The combination of living light (which places a far lower demand on finances than maintaining a house, car, furnishings, and so forth) and demand for mobility means that work will tend towards transient relationships as well - it simply will not play as big a role in the lives of Millennials compared with their social life. (They also will tend to stay “in the nest” far longer than preceding generations.) That doesn’t mean that they will be beggars - that same mobility will translate into a penchant for saving rather than spending, and when they do finally “settle down” towards the end of their 30s, they will likely be far better off than the preceding GenXers at that age. 
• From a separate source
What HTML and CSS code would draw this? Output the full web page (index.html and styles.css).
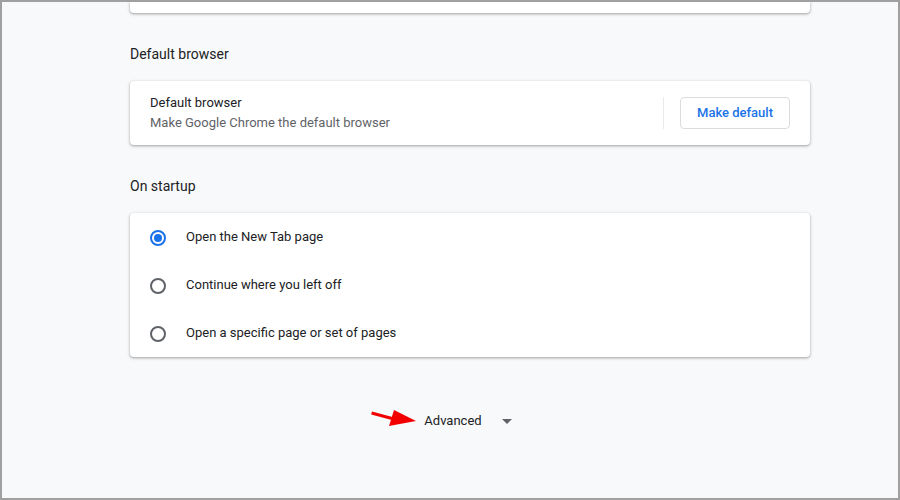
FILE: index.html
```html
<!DOCTYPE html>
<html>
<head>
<meta charset="utf-8">
<link rel="stylesheet" href="styles.css">
</head>
<body>
<div class="frame">
  <main class="column">
    <div class="card card-top"></div>

    <h2 class="section-title">Default browser</h2>
    <div class="card default-card">
      <div class="default-text">
        <div class="primary">Default browser</div>
        <div class="secondary">Make Google Chrome the default browser</div>
      </div>
      <div class="separator"></div>
      <button class="btn">Make default</button>
    </div>

    <h2 class="section-title">On startup</h2>
    <div class="card radio-card">
      <div class="radio-row">
        <span class="radio checked"></span>
        <span class="radio-label">Open the New Tab page</span>
      </div>
      <div class="radio-row">
        <span class="radio"></span>
        <span class="radio-label">Continue where you left off</span>
      </div>
      <div class="radio-row">
        <span class="radio"></span>
        <span class="radio-label">Open a specific page or set of pages</span>
      </div>
    </div>

    <div class="advanced-wrap">
      <div class="advanced">
        <svg class="red-arrow" width="50" height="22" viewBox="0 0 50 22">
          <path d="M2 3.5 L28 10.5 L27.2 13.5 L1.2 6.5 Z" fill="#f20000"/>
          <path d="M24 2 L46 13 L19 18 Z" fill="#f20000"/>
        </svg>
        <span class="advanced-label">Advanced</span>
        <svg class="drop" width="24" height="24" viewBox="0 0 24 24">
          <path d="M7 10l5 5 5-5z" fill="#5f6368"/>
        </svg>
      </div>
    </div>
  </main>
</div>
</body>
</html>
```

FILE: styles.css
```css
html, body {
  margin: 0;
  padding: 0;
}

body {
  font-family: Roboto, "Liberation Sans", Arial, sans-serif;
  color: #202124;
  font-size: 13px;
  line-height: 20px;
}

.frame {
  width: 900px;
  height: 500px;
  box-sizing: border-box;
  border: 2px solid #a0a0a0;
  background: #f8f9fa;
  overflow: hidden;
}

.column {
  width: 680px;
  margin-left: 128px;
  display: flex;
  flex-direction: column;
}

.card {
  background: #fff;
  border-radius: 4px;
  box-shadow: 0 1px 2px rgba(60, 64, 67, 0.3), 0 1px 3px 1px rgba(60, 64, 67, 0.15);
}

.card-top {
  height: 11px;
  border-radius: 0 0 4px 4px;
}

.section-title {
  margin: 31px 0 17px;
  font-size: 14px;
  font-weight: 400;
  line-height: 20px;
  color: #202124;
}

.default-card {
  display: flex;
  align-items: center;
  padding: 12px 20px;
  height: 40px;
}

.default-text {
  flex: 1;
}

.primary {
  color: #202124;
}

.secondary {
  color: #5f6368;
}

.separator {
  width: 1px;
  height: 32px;
  background: #e8eaed;
  margin: 0 16px 0 0;
}

.btn {
  font-family: inherit;
  font-size: 13px;
  font-weight: 500;
  color: #1a73e8;
  background: #fff;
  border: 1px solid #dadce0;
  border-radius: 4px;
  height: 32px;
  padding: 0 16px;
  line-height: 30px;
}

.radio-card {
  display: flex;
  flex-direction: column;
}

.radio-row {
  height: 48px;
  display: flex;
  align-items: center;
  padding: 0 20px;
}

.radio {
  box-sizing: border-box;
  width: 16px;
  height: 16px;
  border: 2px solid #5f6368;
  border-radius: 50%;
  margin-right: 20px;
  margin-top: 2px;
  display: flex;
  align-items: center;
  justify-content: center;
}

.radio.checked {
  border-color: #1a73e8;
}

.radio.checked::after {
  content: "";
  width: 8px;
  height: 8px;
  border-radius: 50%;
  background: #1a73e8;
}

.radio-label {
  color: #202124;
}

.advanced-wrap {
  margin-top: 44px;
  display: flex;
  justify-content: center;
}

.advanced {
  position: relative;
  height: 40px;
  display: flex;
  align-items: center;
  padding-left: 3px;
}

.advanced-label {
  color: #202124;
  margin-right: 13px;
}

.drop {
  display: block;
}

.red-arrow {
  position: absolute;
  left: -51px;
  top: 7px;
}
```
It’s hard to say what the longer term characteristics of the Virtuals will be - the oldest is now twelve, but there are a few indications. Expect Virtuals to be home-bodies - they will establish nests, workshops, and other bases of operation fairly early, will likely not be anywhere near as transient as Millennials, and may be somewhat more materialistically inclined. They will see Millennials as flighty and somewhat inconsequential, too hung up on media and rather spoiled. As children, they will have grown up during fairly harsh times, and as such Virtuals will likely also be thrifty, but in different ways than the Millennials - they will be inclined towards saving as a defense against potential downtimes vs. saving as a consequence of a light living style. The Millennials will envision the social foundation for the century, the Virtuals will be ones to lay down the infrastructure to support that - the artists vs. the engineers.